Autodetektive im Einsatz

REUTLINGEN. Wieder einmal ein Autounfall in den Nachrichten. Die Polizei war auch schon zur Stelle, aber wer untersucht den genauen Unfallhergang und welche Hinweise geben die beteiligten Fahrzeuge? Wäre der Unfall vermeidbar gewesen und was ist den Insassen passiert? Gibt es Unterschiede bei der Unfallschwere der beteiligten Fahrzeuge? Warum sehen manche Autos augenscheinlich schlimmer aus als andere? Diese Fragen stellte ich mir und wollte endlich herausfinden, wer und was dahinter steckt. Nach langer Recherche habe ich nun jemanden gefunden, der mir dazu Rede und Antwort stehen kann. Uwe Nagel von der Mercedes-Benz Unfallforschung in Sindelfingen hat sich bereit erklärt, meine Fragen zu beantworten.

ZmS: Seit wann besteht denn die Unfallforschung von Mercedes-Benz?

Uwe Nagel: Die Unfallforschung bei Mercedes-Benz besteht seit 1969, also schon über 40 Jahre.

»Ein Unfall ist wie ein Puzzle. Mehrere Faktoren spielen eine Rolle«
Gibt es nur bei Mercedes-Benz eine Unfallforschung?

Nagel: Nein, es gibt noch andere deutsche Automobilhersteller, wie zum Beispiel VW, Audi oder BMW, die eine eigene Unfallforschung haben.

Welche Aufgaben hat die Unfallforschung bei der Automobilindustrie?

Nagel: Die Unfallforschung soll helfen, die Autos zu verbessern und neue Entwicklungen aus den Unfalldaten abzuleiten. Außerdem fließen die Erkenntnisse in Anforderungen für neue Fahrzeuge - zum Beispiel für neue Crashtests oder Bauteileigenschaften - ein. Aus solchen Untersuchungsergebnissen entstand beispielsweise die Idee für den Airbag oder das Stabilitätsprogramm ESP.

Welchen Beruf muss man denn gelernt haben, um Unfallforscher zu werden?

Nagel: Die meisten Kollegen sind Diplom-Ingenieure, es gibt aber auch Mathematiker für Unfalldatenauswertungen und einen Mediziner, der die Verletzungen interpretiert.

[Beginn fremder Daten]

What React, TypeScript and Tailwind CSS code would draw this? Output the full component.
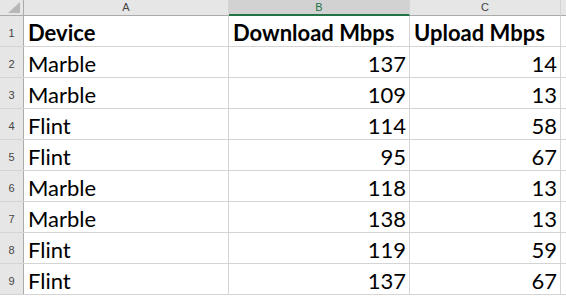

Wie bekommen Sie die Unfälle gemeldet?

Nagel: Die Unfälle bekommen wir von der Polizei, von Abschleppfirmen oder von Mercedes-Benz-Autohäusern gemeldet. Die Legitimation dazu wurde durch einen Erlass des Innenministeriums Baden-Württemberg 1969 geschaffen.

Wie viele Unfälle bekommen Sie pro Jahr gemeldet? Wie viele Autos haben Sie schon untersucht?

Nagel: 150 bis 200 Unfälle werden so gemeldet. Etwa 80 davon sind für uns interessant. Insgesamt fanden so etwa 4 200 Unfälle ihren Weg in unsere Datenbank.

Haben die Kunden nichts dagegen, dass Sie ihre Fahrzeuge anschauen?

Nagel: Nach jeder Unfallmeldung werden die Fahrer beziehungsweise Halter nach ihrem Einverständnis gefragt. Dies geschieht meist durch die Polizei direkt am Unfallort. Wenn jemand dagegen ist, respektieren wir die Ablehnung. Das passiert allerdings nur selten, denn viele wollen uns unterstützen und halten unsere Arbeit für sehr sinnvoll.

Auf was legen Sie bei einer Untersuchung besonderen Wert und wie läuft das ab?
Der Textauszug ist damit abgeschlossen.